Note: Monday at 6 PM NY time, we will try to sort out what’s going on.
Kevin Erdmann sees a soft landing ahead for the economy.
Given downward inflation trends, which at this point appear to be pretty broad among components that had been high - lumber, shipping, used cars, etc. - a 3.6% real growth with sub-2% inflation, seems likely. Given the backward looking bias of cyclical sentiments, this must sound radically optimistic, but this is simply the base case trend.
Scott Sumner thinks that inflation is still a problem.
A desirable policy of bringing inflation down through gradualism would balance the costs of inflation and unemployment. It would impose a modest amount of pain on the labor market, but not too much. But the Fed has not imposed any pain at all. Indeed it hasn’t even returned to labor market back down to the boom conditions of late 2019. There’s been no balancing of costs. And there’s been no significant reduction in inflation at all. Despite what you read in the press, there’s been no tight money policy in 2022.
Over the last year, we have seen financial conditions worsen significantly as the Fed raised rates to 3.75%—but conditions worsened more than when the Fed raised rates to 2.25% in 2019 and less than when the Fed merely started signaling tighter policy in 2015/2016. By the same token, today’s tighter financial conditions have not yet had the same effect on inflation or real economic variables as they had during the 2019 or 2015 tightening cycles. Interest rates must be evaluated against their impacts on real economic variables to determine the stance of monetary policy, and policy is arguably looser today than during the 2010s despite nominally higher interest rates.
People are used to seeing their real wages go up most of the time, and any dips are small and short-lived. The inflation of 2021-22, however, has seen huge and sustained decreases in real wages across the board.
…If both employers and employees think inflation is going to die down in a couple months, maybe they’ll keep getting surprised when inflation fails to die down, with the result that wages keep undershooting inflation.
Where is Robert Lucas when you need him?
Actually, real wages should track productivity, which seems to be falling. I keep thinking that firms are hoarding labor and trying to avoid raising wages.
I continue to believe two things:
1. Nobody really understands what is going on.
2. Our “financial forest fire prevention” of the last several decades brought us here.
Maybe we kick the can down the road one more time and again compound the size of the final reckoning. Maybe not. There’s a lot of smoke.
In trying to predict future inflation, which is related to the printing of money and debasement of the value of the currency, the concept of "Real Interest Rate" (nominal - inflation) is relevant. At the present time with the small increases by the FED, the "real interest rate" has become more negative because the inflation rate has increased faster than the Fed's rate.

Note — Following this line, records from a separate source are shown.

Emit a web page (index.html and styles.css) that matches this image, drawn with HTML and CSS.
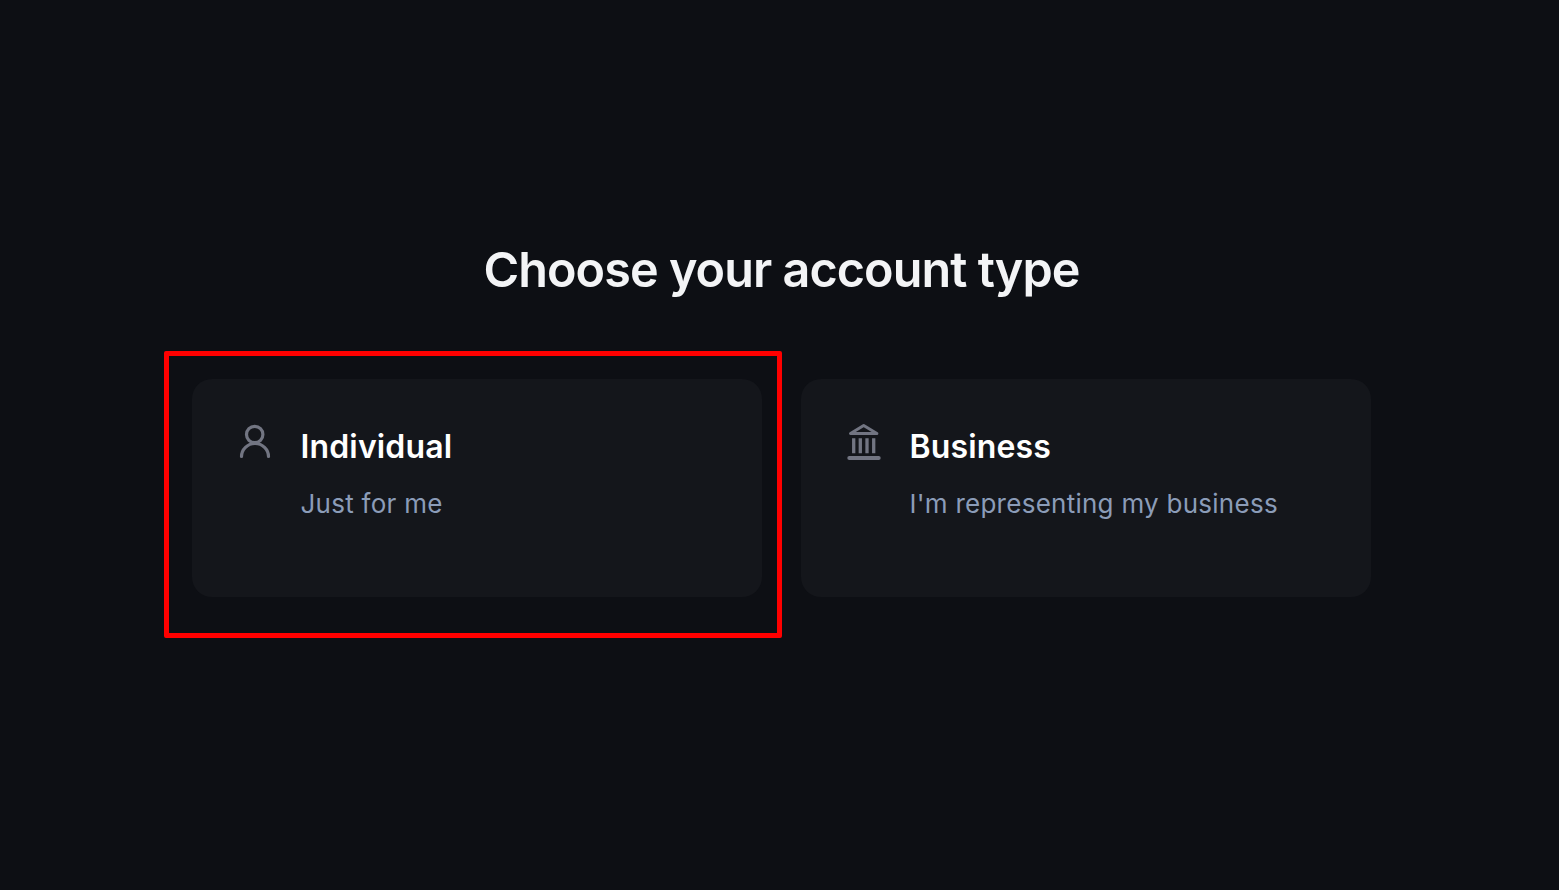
FILE: index.html
```html
<!DOCTYPE html>
<html lang="en">
<head>
<meta charset="utf-8">
<title>Choose your account type</title>
<link rel="stylesheet" href="styles.css">
</head>
<body>
<main class="page">
  <h1 class="title">Choose your account type</h1>
  <div class="options">
    <section class="card">
      <svg class="icon" width="32" height="36" viewBox="0 0 32 36" fill="none" stroke="currentColor" stroke-width="3.2" stroke-linecap="round">
        <circle cx="15.7" cy="10.5" r="8.2"/>
        <path d="M2.5 32.5a13.5 13 0 0 1 27 0"/>
      </svg>
      <div class="text">
        <h2 class="name">Individual</h2>
        <p class="desc">Just for me</p>
      </div>
    </section>
    <section class="card">
      <svg class="icon" width="32" height="36" viewBox="0 0 32 36" fill="none" stroke="currentColor" stroke-width="3" stroke-linecap="round" stroke-linejoin="round">
        <path d="M15.7 1.5 2.5 9.5h26.4z"/>
        <path d="M5.7 14.3v15M12.3 14.3v15M19 14.3v15M25.7 14.3v15" stroke-width="3.3" stroke-linecap="butt"/>
        <path d="M1.3 34h29.4" stroke-width="4"/>
      </svg>
      <div class="text">
        <h2 class="name">Business</h2>
        <p class="desc">I'm representing my business</p>
      </div>
    </section>
  </div>
  <div class="highlight"></div>
</main>
</body>
</html>
```
FILE: styles.css
```css
* { box-sizing: border-box; }
html, body { margin: 0; height: 100%; }
body {
  background: #0d0f14;
  font-family: Inter, "Liberation Sans", sans-serif;
  overflow: hidden;
}
.page {
  position: relative;
  width: 1179px;
  margin-left: 192px;
  padding-top: 241px;
}
.title {
  margin: 0 0 80px;
  height: 58px;
  font-size: 48.5px;
  line-height: 58px;
  font-weight: 600;
  letter-spacing: -0.94px;
  color: #f3f4f6;
  text-align: center;
}
.options {
  display: grid;
  grid-template-columns: 570px 570px;
  column-gap: 39px;
}
.card {
  display: flex;
  gap: 29.5px;
  height: 218px;
  padding: 45px 47px;
  background: #14161b;
  border-radius: 20px;
}
.icon {
  flex: none;
  overflow: visible;
  color: #727582;
}
.text { padding-top: 3px; }
.name {
  margin: 0 0 19px;
  font-size: 32px;
  line-height: 40px;
  font-weight: 600;
  letter-spacing: 0.15px;
  color: #ffffff;
}
.desc {
  margin: 0;
  font-size: 26px;
  line-height: 36px;
  letter-spacing: 0.26px;
  color: #8b9cb8;
}
.highlight {
  position: absolute;
  left: -28px;
  top: 351px;
  width: 618px;
  height: 287px;
  border: 5px solid #ff0000;
  border-radius: 2px;
  pointer-events: none;
}
```
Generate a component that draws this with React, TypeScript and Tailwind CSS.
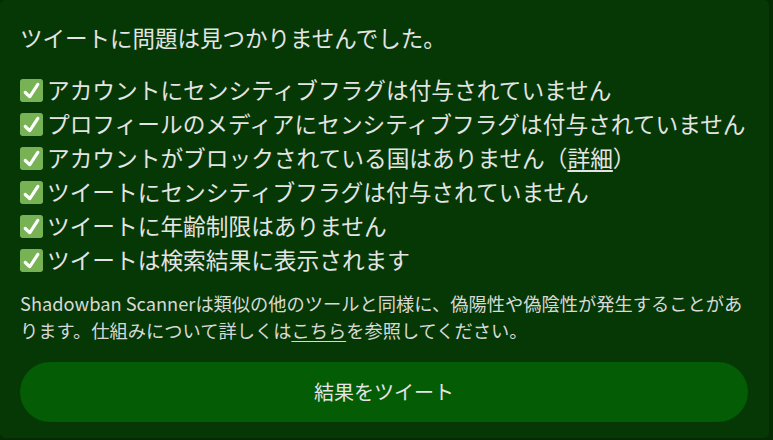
import React from 'react'

const checks = [
  'アカウントにセンシティブフラグは付与されていません',
  'プロフィールのメディアにセンシティブフラグは付与されていません',
  null,
  'ツイートにセンシティブフラグは付与されていません',
  'ツイートに年齢制限はありません',
  'ツイートは検索結果に表示されます',
]

function CheckBox() {
  return (
    <svg viewBox="0 0 36 36" className="w-[23px] h-[23px] shrink-0">
      <path
        fill="#77B255"
        d="M36 32c0 2.209-1.791 4-4 4H4c-2.209 0-4-1.791-4-4V4c0-2.209 1.791-4 4-4h28c2.209 0 4 1.791 4 4v28z"
      />
      <path
        fill="#FFF"
        d="M29.28 6.362c-1.156-.751-2.704-.422-3.458.736L14.936 23.877l-5.029-4.65c-1.014-.938-2.596-.875-3.533.138-.937 1.014-.875 2.596.139 3.533l7.209 6.666c.48.445 1.09.665 1.696.665.673 0 1.534-.282 2.099-1.139.332-.506 12.5-19.27 12.5-19.27.751-1.159.421-2.707-.737-3.458z"
      />
    </svg>
  )
}

export default function App() {
  return (
    <div className="w-[773px] h-[440px] bg-[#042b04] font-['Noto_Sans_CJK_JP',sans-serif] text-[#e4e4e4]">
      <div className="w-[769px] h-[438px] rounded-[5px] bg-[#053805] pl-5 pr-[21px] pt-[21px]">
        <h2 className="text-[22.5px] leading-[32px]">ツイートに問題は見つかりませんでした。</h2>

        <ul className="mt-[20px]">
          {checks.map((text, i) => (
            <li key={i} className="flex items-center gap-[4px] h-[34px] text-[22.7px] leading-[34px] whitespace-nowrap">
              <CheckBox />
              {text ?? (
                <span>
                  アカウントがブロックされている国はありません（<span className="underline underline-offset-[3px]">詳細</span>）
                </span>
              )}
            </li>
          ))}
        </ul>

        <p className="mt-[13px] text-[18.25px] leading-[27px] text-[#d8d8d8] whitespace-nowrap">
          <span className="font-['Liberation_Sans_Narrow','Noto_Sans_CJK_JP',sans-serif]">Shadowban Scanner</span>
          は類似の他のツールと同様に、偽陽性や偽陰性が発生することがあ
          <br />
          ります。仕組みについて詳しくは
          <span className="underline underline-offset-[3px]">こちら</span>
          を参照してください。
        </p>

        <button className="mt-[18px] w-[728px] h-[60px] rounded-full bg-[#045c04] text-[20px] text-[#e4e4e4]">
          結果をツイート
        </button>
      </div>
    </div>
  )
}
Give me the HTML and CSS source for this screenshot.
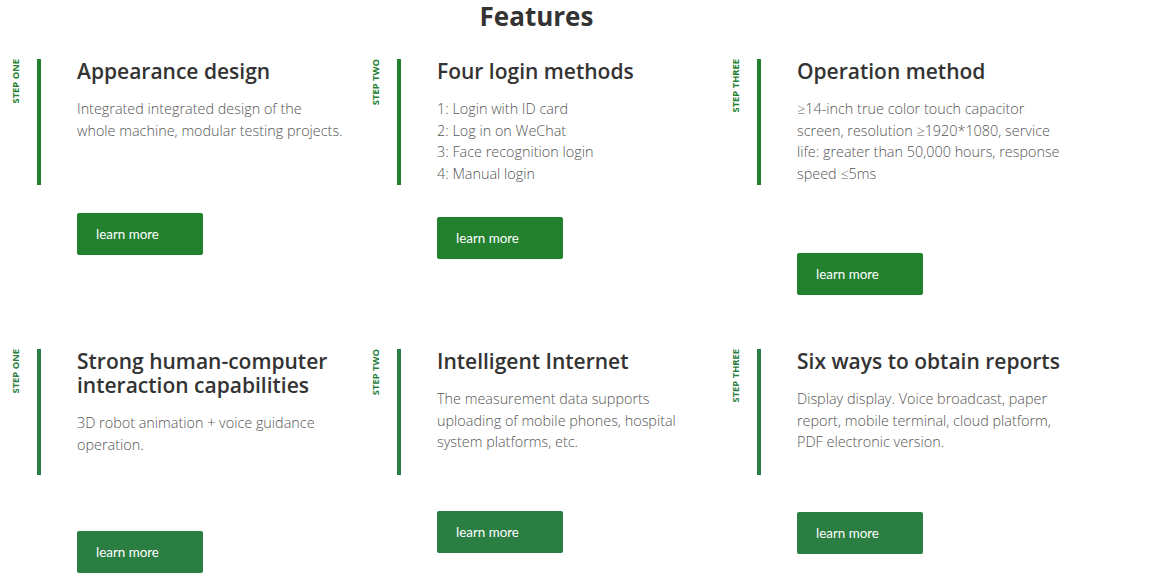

A negative real interest rate means that financial intermediaries can still make fortunes by borrowing at Fed rate and buying anything which will maintain value over time. An "investment" doesn't have to actually be profitable, it just has to maintain value. To kill inflation, the real interest rate must become positive. That is what the Fed did in the early '80s by increasing interest to 20%, which did kill inflation. All during the '70s, like today, half measures were taken while unions and all government workers obtained COLA's (cost of living adjustments). Nice for them, but to the great disadvantage of non-government and non-union employees, the value of whose paychecks decreased monthly as the cost of living increased.
Energy and human creativity are fundamentally the only limited resources on our finite planet. Therefore, a savvy investor could just buy steel or aluminum and let it sit as an "investment", all the while making a profit on the borrowed money. Aluminum will maintain its energy value.
I worked on an economic development project in Brazil in 1962. At the time, Brazil's high rate of inflation resulted in people buying rebar and storing it in their yards, essentially bypassing their currency that was loosing its value.
Inflation drives unproductive choices to the benefit of the individual to protect their assets. But these choices are destructive to the well-being of the society as a whole, by diverting investment funds from alternatives that could generate real profits in the long term and be the salvation of society which is being unnecessarily handicapped by the well-intended, but short-sighted maintaining of interest rates below what they actually are in the real world. The "Real Interest Rate" is really the only one that matters.